An entertaining post. As far as sandwiches are concerned, I find stilton, decent bread and a pear to go with it power me best.

Mike Knipe said...

yes, Laura - tramps - The TGO Tramp would be a fine thing.
James - ya think so eh? I'm not so sure. You'd have to be pretty adventurous, though, obviously. I may try to get one of these compass things...though its an artificial aid, it seems to me.
Phil - This is obviously where the lightweight movement is going wrong. Take heed...
Very nice, John. See Teddy tours for similar delights...

Mark said...

Looks like a corking book Mike. (Or should that be spiffing?) Top walks too. When I've climbed Whernside from Dent before I've felt like I'd found a 'secret route' because I've had it to myself. Now you've let the cat out of the bag...

Mike Knipe said...

Its OK, Mark, not many people take much notice of this blog - if we don't mention it again, it'll be quietly forgotten...
Cracking view over Dentdale from the cairn on the edge, though...

QDanT said...

Hi Mike the illustration looks like an idyllic Britain that would feature in the soon to be War propaganda posters,[IMG]http://i82.photobucket.com/albums/j274/QDanT/yourbrit.jpg[/IMG]
Is that You and the Dawg ?
cheers Danny

Mike Knipe said...

I have to admit that the pic I used has nothing to do with the book, which doesn't have any pictures at all, apart from maps.
It is a bit hitler youth, though. They're very clean now, but you should see them after they've been out all day.

The Odyssee said...

When you tackle this challenge walk will you be dressing the same as the picture?
And is that Kylie holding hands.

Thats a nice find Mike and it makes you wonder if this inspired AW.

Mike Knipe said...

Alan - Note the traffic jam in the background and the fact that they're not wearing stout boots.
Kylie? - He should be so lucky. Lucky lucky lucky....

The Odyssee said...

I found a good article here (you may already have read it) which i thought was interesting and includes your Mr Brown. http://www.benchmarked.co.uk/walks/tripsdale/

Mike Knipe said...

Hmm - interestink -
I must have a walk at Tripsdale.
I don't believe the explanation of the origin of the place name, though - doesn;t make any sense, and "Badger" stone is next to an old road junction, which is significant. A "Badger" was not an animal but a licensed itinerant trader or peddlar - with a badge. This protected him from accusations of being a vagrant, which could have dire consequences at one time, including deportation to a home parish - not good if you're trying to sell pegs or cutlery or something.... So, its the badger's stone - a meeting place or landmark for peddlars.

The Odyssee said...

Mike you are indeed a mind of worthy information.

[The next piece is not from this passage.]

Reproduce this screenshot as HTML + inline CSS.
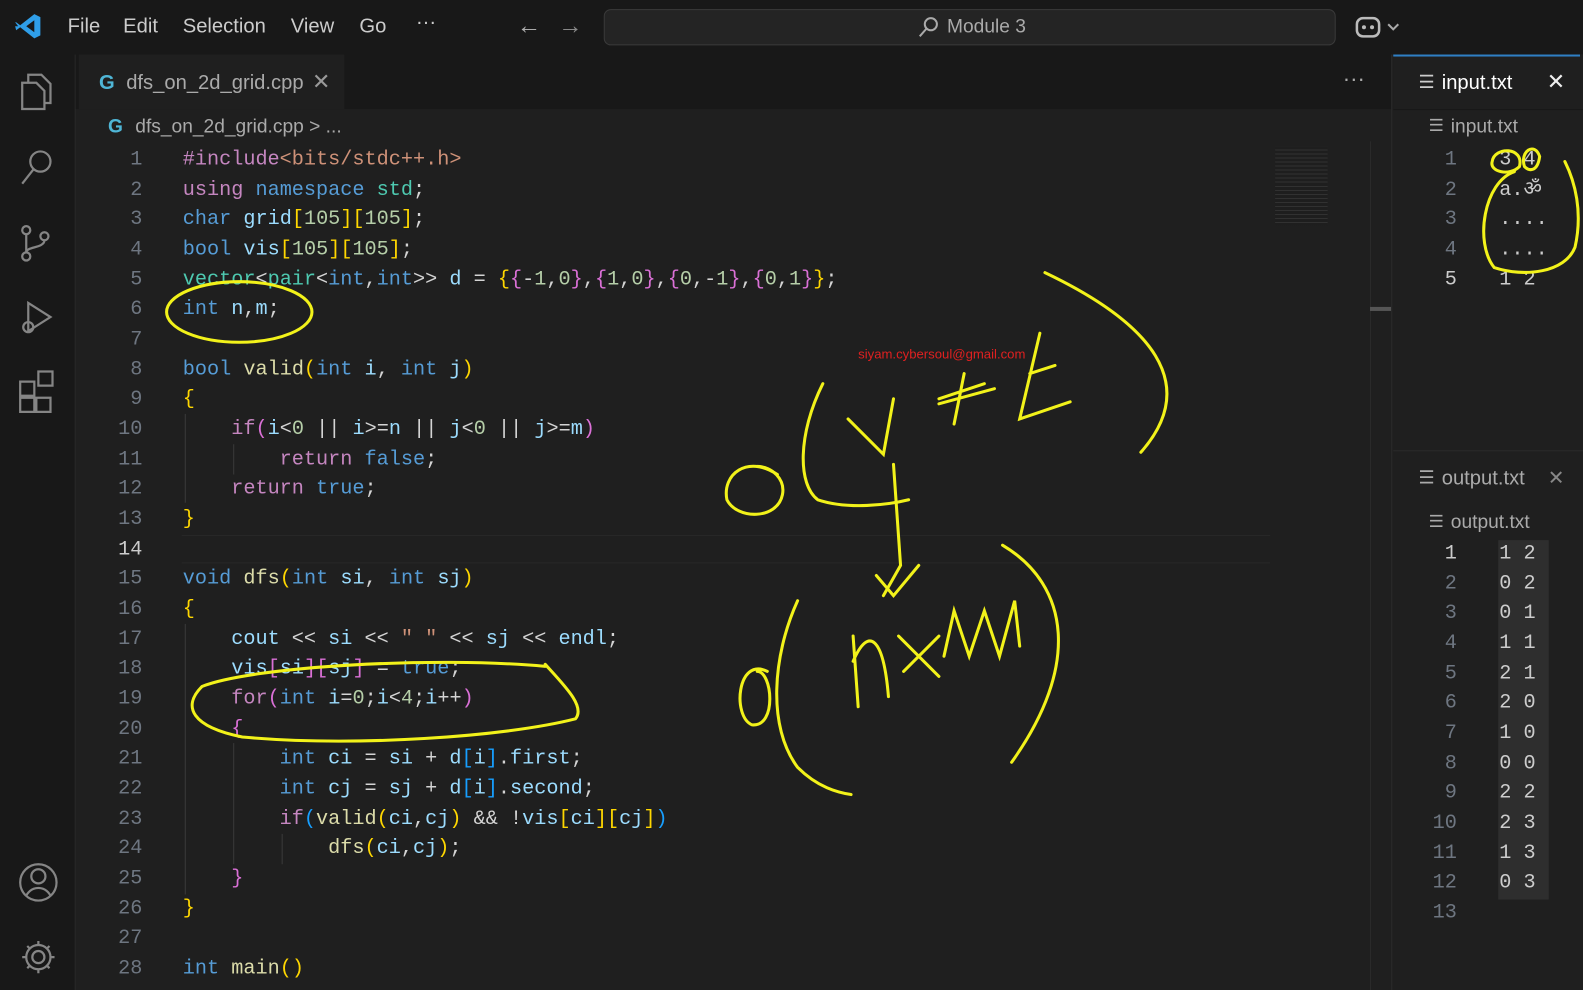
<!DOCTYPE html>
<html><head><meta charset="utf-8"><style>
*{margin:0;padding:0;box-sizing:border-box}
body{width:1583px;height:981px;background:#1f1f1f;overflow:hidden;font-family:"Liberation Sans",sans-serif;color:#ccc}
#wrap{position:relative;width:1568px;height:972px;transform:scale(1.0096);transform-origin:0 0}
.abs{position:absolute}
#title{left:0;top:0;width:1583px;height:54px;background:#181818}
.menu{top:15px;font-size:20px;color:#ccc}
#act{left:0;top:54px;width:75px;height:927px;background:#181818;border-right:1px solid #2a2a2a}
#tabs{left:75px;top:54px;width:1303px;height:54px;background:#181818}
.code{font-family:"Liberation Mono",monospace;font-size:20px;white-space:pre;line-height:29.67px}
.k{color:#569cd6}.c{color:#c586c0}.f{color:#dcdcaa}.v{color:#9cdcfe}.t{color:#4ec9b0}.n{color:#b5cea8}.s{color:#ce9178}.w{color:#d4d4d4}
.b1{color:#ffd700}.b2{color:#da70d6}.b3{color:#179fff}
.ln{color:#6e7681;text-align:right;width:60px}
#right{left:1378px;top:54px;width:205px;height:927px;background:#1f1f1f;border-left:1px solid #2b2b2b}
</style></head><body><div id="wrap">
<div id="title" class="abs"></div>
<svg class="abs" style="left:14px;top:12px" width="28" height="28" viewBox="0 0 28 28"><path d="M20 2 L26 5 V23 L20 26 L6 15 L2 18 L1 14 L4 14 1 10 2 10 6 13 Z" fill="#2f9ee8"/><path d="M20 8 V20 L12 14Z" fill="#181818"/></svg>
<div class="abs menu" style="left:67px">File</div>
<div class="abs menu" style="left:122px">Edit</div>
<div class="abs menu" style="left:181px">Selection</div>
<div class="abs menu" style="left:288px">View</div>
<div class="abs menu" style="left:356px">Go</div>
<div class="abs menu" style="left:412px;top:11px">···</div>
<div class="abs menu" style="left:512px;top:12px;font-size:24px;color:#aaa">←</div>
<div class="abs menu" style="left:553px;top:12px;font-size:24px;color:#888">→</div>
<div class="abs" style="left:598px;top:9px;width:725px;height:36px;background:#242424;border:1px solid #3a3a3a;border-radius:7px"></div>
<svg class="abs" style="left:908px;top:15px" width="24" height="24"><circle cx="14" cy="9" r="6" stroke="#aaa" stroke-width="2" fill="none"/><path d="M10 13 L3 21" stroke="#aaa" stroke-width="2"/></svg>
<div class="abs" style="left:938px;top:16px;font-size:19px;color:#aaa">Module 3</div>
<svg class="abs" style="left:1342px;top:14px" width="48" height="26"><rect x="2" y="4" width="22" height="18" rx="6" fill="none" stroke="#bbb" stroke-width="2.5"/><circle cx="9" cy="13" r="2" fill="#bbb"/><circle cx="17" cy="13" r="2" fill="#bbb"/><path d="M33 10 l5 5 5-5" stroke="#aaa" stroke-width="2" fill="none"/></svg>

<div id="act" class="abs"></div>
<svg class="abs" style="left:16px;top:68px" width="44" height="900" fill="none" stroke="#858585" stroke-width="2.2">
<path d="M6 14 h14 l8 8 v18 h-22z M12 14 v-8 h13 l9 9 v19 h-6"/>
<circle cx="24" cy="92" r="10"/><path d="M17 100 L6 114"/>
<circle cx="10" cy="160" r="4"/><circle cx="10" cy="186" r="4"/><circle cx="28" cy="166" r="4"/><path d="M10 164 v18 M28 170 c0 8 -18 6 -18 12"/>
<path d="M12 232 L34 246 L12 260 Z"/><circle cx="12" cy="256" r="5"/>
<path d="M4 310 h14 v14 h-14z M4 326 h14 v14 h-14z M20 326 h14 v14 h-14z M22 300 h14 v14 h-14z"/>
<circle cx="22" cy="806" r="18"/><circle cx="22" cy="800" r="7"/><path d="M10 819 c6 -10 18 -10 24 0"/>
<circle cx="22" cy="880" r="6"/><path d="M22 864 v4 M22 892 v4 M6 880 h4 M34 880 h4 M11 869 l3 3 M30 888 l3 3 M11 891 l3 -3 M30 872 l3 -3"/><circle cx="22" cy="880" r="12"/>
</svg>

<div id="tabs" class="abs"></div>
<div class="abs" style="left:78px;top:54px;width:263px;height:54px;background:#1f1f1f"></div>
<div class="abs" style="left:98px;top:71px;font-size:20px;color:#4fb6d6;font-weight:bold">G</div>
<div class="abs" style="left:125px;top:71px;font-size:20px;color:#aaa">dfs_on_2d_grid.cpp</div>
<div class="abs" style="left:309px;top:68px;font-size:22px;color:#999">✕</div>
<div class="abs" style="left:1330px;top:65px;font-size:22px;color:#aaa">···</div>
<div class="abs" style="left:107px;top:115px;font-size:19px;color:#4fb6d6;font-weight:bold">G</div>
<div class="abs" style="left:134px;top:115px;font-size:19px;color:#aaa">dfs_on_2d_grid.cpp &gt; ...</div>

<div class="abs" style="left:180px;top:530px;width:1078px;height:28px;border-top:1px solid #282828;border-bottom:1px solid #282828"></div>
<div class="abs" style="left:183px;top:410px;width:1px;height:88px;background:#3a3a3a"></div>
<div class="abs" style="left:231px;top:440px;width:1px;height:30px;background:#3a3a3a"></div>
<div class="abs" style="left:183px;top:618px;width:1px;height:268px;background:#3a3a3a"></div>
<div class="abs" style="left:231px;top:736px;width:1px;height:120px;background:#3a3a3a"></div>
<div class="abs" style="left:279px;top:826px;width:1px;height:30px;background:#3a3a3a"></div>

<div class="abs code ln" style="left:81px;top:144px">1
2
3
4
5
6
7
8
9
10
11
12
13
<span style="color:#ccc">14</span>
15
16
17
18
19
20
21
22
23
24
25
26
27
28</div>
<div class="abs code w" style="left:181px;top:144px"><span class="c">#include</span><span class="s">&lt;bits/stdc++.h&gt;</span>
<span class="c">using</span> <span class="k">namespace</span> <span class="t">std</span>;
<span class="k">char</span> <span class="v">grid</span><span class="b1">[</span><span class="n">105</span><span class="b1">][</span><span class="n">105</span><span class="b1">]</span>;
<span class="k">bool</span> <span class="v">vis</span><span class="b1">[</span><span class="n">105</span><span class="b1">][</span><span class="n">105</span><span class="b1">]</span>;
<span class="t">vector</span>&lt;<span class="t">pair</span>&lt;<span class="k">int</span>,<span class="k">int</span>&gt;&gt; <span class="v">d</span> = <span class="b1">{</span><span class="b2">{</span>-<span class="n">1</span>,<span class="n">0</span><span class="b2">}</span>,<span class="b2">{</span><span class="n">1</span>,<span class="n">0</span><span class="b2">}</span>,<span class="b2">{</span><span class="n">0</span>,-<span class="n">1</span><span class="b2">}</span>,<span class="b2">{</span><span class="n">0</span>,<span class="n">1</span><span class="b2">}</span><span class="b1">}</span>;
<span class="k">int</span> <span class="v">n</span>,<span class="v">m</span>;

<span class="k">bool</span> <span class="f">valid</span><span class="b1">(</span><span class="k">int</span> <span class="v">i</span>, <span class="k">int</span> <span class="v">j</span><span class="b1">)</span>
<span class="b1">{</span>
    <span class="c">if</span><span class="b2">(</span><span class="v">i</span>&lt;<span class="n">0</span> || <span class="v">i</span>&gt;=<span class="v">n</span> || <span class="v">j</span>&lt;<span class="n">0</span> || <span class="v">j</span>&gt;=<span class="v">m</span><span class="b2">)</span>
        <span class="c">return</span> <span class="k">false</span>;
    <span class="c">return</span> <span class="k">true</span>;
<span class="b1">}</span>

<span class="k">void</span> <span class="f">dfs</span><span class="b1">(</span><span class="k">int</span> <span class="v">si</span>, <span class="k">int</span> <span class="v">sj</span><span class="b1">)</span>
<span class="b1">{</span>
    <span class="v">cout</span> &lt;&lt; <span class="v">si</span> &lt;&lt; <span class="s">" "</span> &lt;&lt; <span class="v">sj</span> &lt;&lt; <span class="v">endl</span>;
    <span class="v">vis</span><span class="b2">[</span><span class="v">si</span><span class="b2">][</span><span class="v">sj</span><span class="b2">]</span> = <span class="k">true</span>;
    <span class="c">for</span><span class="b2">(</span><span class="k">int</span> <span class="v">i</span>=<span class="n">0</span>;<span class="v">i</span>&lt;<span class="n">4</span>;<span class="v">i</span>++<span class="b2">)</span>
    <span class="b2">{</span>
        <span class="k">int</span> <span class="v">ci</span> = <span class="v">si</span> + <span class="v">d</span><span class="b3">[</span><span class="v">i</span><span class="b3">]</span>.<span class="v">first</span>;
        <span class="k">int</span> <span class="v">cj</span> = <span class="v">sj</span> + <span class="v">d</span><span class="b3">[</span><span class="v">i</span><span class="b3">]</span>.<span class="v">second</span>;
        <span class="c">if</span><span class="b3">(</span><span class="f">valid</span><span class="b1">(</span><span class="v">ci</span>,<span class="v">cj</span><span class="b1">)</span> &amp;&amp; !<span class="v">vis</span><span class="b1">[</span><span class="v">ci</span><span class="b1">][</span><span class="v">cj</span><span class="b1">]</span><span class="b3">)</span>
            <span class="f">dfs</span><span class="b1">(</span><span class="v">ci</span>,<span class="v">cj</span><span class="b1">)</span>;
    <span class="b2">}</span>
<span class="b1">}</span>

<span class="k">int</span> <span class="f">main</span><span class="b1">()</span></div>

<div class="abs" style="left:1263px;top:145px;width:52px;height:78px;background:repeating-linear-gradient(#1f1f1f 0 3px,#444 3px 4px);opacity:.5"></div>
<div class="abs" style="left:1357px;top:140px;width:21px;height:841px;border-left:1px solid #2b2b2b"></div>
<div class="abs" style="left:1357px;top:304px;width:21px;height:4px;background:#555"></div>

<div class="abs" style="left:850px;top:343px;font-size:13px;color:#e02020">siyam.cybersoul@gmail.com</div>

<div id="right" class="abs"></div>
<div class="abs" style="left:1380px;top:54px;width:185px;height:54px;background:#1f1f1f;border-top:2px solid #2f7fc4"></div>
<div class="abs" style="left:1380px;top:108px;width:203px;height:1px;background:#181818"></div>
<div class="abs" style="left:1405px;top:71px;font-size:18px;color:#ccc">☰</div>
<div class="abs" style="left:1428px;top:71px;font-size:20px;color:#fff">input.txt</div>
<div class="abs" style="left:1532px;top:68px;font-size:22px;color:#eee">✕</div>
<div class="abs" style="left:1415px;top:115px;font-size:17px;color:#aaa">☰</div>
<div class="abs" style="left:1437px;top:115px;font-size:19px;color:#aaa">input.txt</div>
<div class="abs code ln" style="left:1383px;top:144px">1
2
3
4
<span style="color:#ccc">5</span></div>
<div class="abs code" style="left:1485px;top:144px;color:#ccc">3 4
a.ॐ
....
....
1 2</div>
<div class="abs" style="left:1380px;top:446px;width:203px;height:1px;background:#2b2b2b"></div>
<div class="abs" style="left:1405px;top:463px;font-size:18px;color:#aaa">☰</div>
<div class="abs" style="left:1428px;top:463px;font-size:20px;color:#aaa">output.txt</div>
<div class="abs" style="left:1533px;top:461px;font-size:20px;color:#888">✕</div>
<div class="abs" style="left:1415px;top:507px;font-size:17px;color:#aaa">☰</div>
<div class="abs" style="left:1437px;top:507px;font-size:19px;color:#aaa">output.txt</div>
<div class="abs" style="left:1484px;top:535px;width:50px;height:356px;background:#2e2e2e"></div>
<div class="abs code ln" style="left:1383px;top:534px"><span style="color:#ccc">1</span>
2
3
4
5
6
7
8
9
10
11
12
13</div>
<div class="abs code" style="left:1485px;top:534px;color:#ccc">1 2
0 2
0 1
1 1
2 1
2 0
1 0
0 0
2 2
2 3
1 3
0 3</div>

<svg class="abs" style="left:0;top:0" width="1583" height="981" fill="none" stroke="#f2f21a" stroke-width="3" stroke-linecap="round">
<ellipse cx="237" cy="309" rx="72" ry="30"/>
<path d="M540 660 C430 650 250 660 200 680 C180 700 190 720 240 730 C350 740 500 730 570 712 C580 700 560 680 540 658"/>
<path d="M770 470 C740 450 715 470 720 495 C730 515 770 515 775 490 C778 475 765 462 750 462"/>
<path d="M815 380 C790 430 790 480 810 495 C840 505 880 500 900 495"/>
<path d="M840 415 L875 450 L885 395"/>
<path d="M930 400 L985 385 M955 370 L945 420 M930 395 L975 380"/>
<path d="M1030 330 L1010 415 L1060 398 M1020 370 L1045 362"/>
<path d="M1035 270 C1140 320 1190 380 1130 448"/>
<path d="M885 460 L892 560 L875 590 M868 570 L885 590 L910 560"/>
<path d="M760 665 C730 650 725 710 745 718 C770 720 765 665 750 665"/>
<path d="M790 595 C765 650 760 720 790 760 C810 780 830 785 843 787"/>
<path d="M850 700 L845 630 M845 655 C860 620 875 630 880 690"/>
<path d="M890 630 L930 670 M930 630 L895 665"/>
<path d="M935 650 L945 605 L960 650 L975 605 L990 650 L1005 595 L1010 640"/>
<path d="M993 540 C1060 580 1070 660 1002 755"/>
<path d="M1478 160 C1480 145 1510 145 1505 165 C1495 175 1475 170 1478 160 M1510 165 C1505 150 1520 140 1525 155 C1523 170 1515 170 1510 165"/>
<path d="M1500 170 C1470 180 1460 240 1480 265 C1510 275 1550 270 1560 245 C1568 210 1560 180 1550 160"/>
</svg>
</div></body></html>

Word: skintr meaning a person who buys backpacking gear.

Serin said...

You have to agree also that these new fangled trousers or 'cargo pants' are just down right "cylindrical monstrosities."

Mike Knipe said...

Chic cargo pants - see what I did there.... chic cargo chic cargo, my kinda pants....

Mike Knipe said...

I'll get me coat by the way....

Serin said...

Leave your coat where it is. That was funny...I nearly wet my cyclindrical monstrosities. By the way I love northern pies.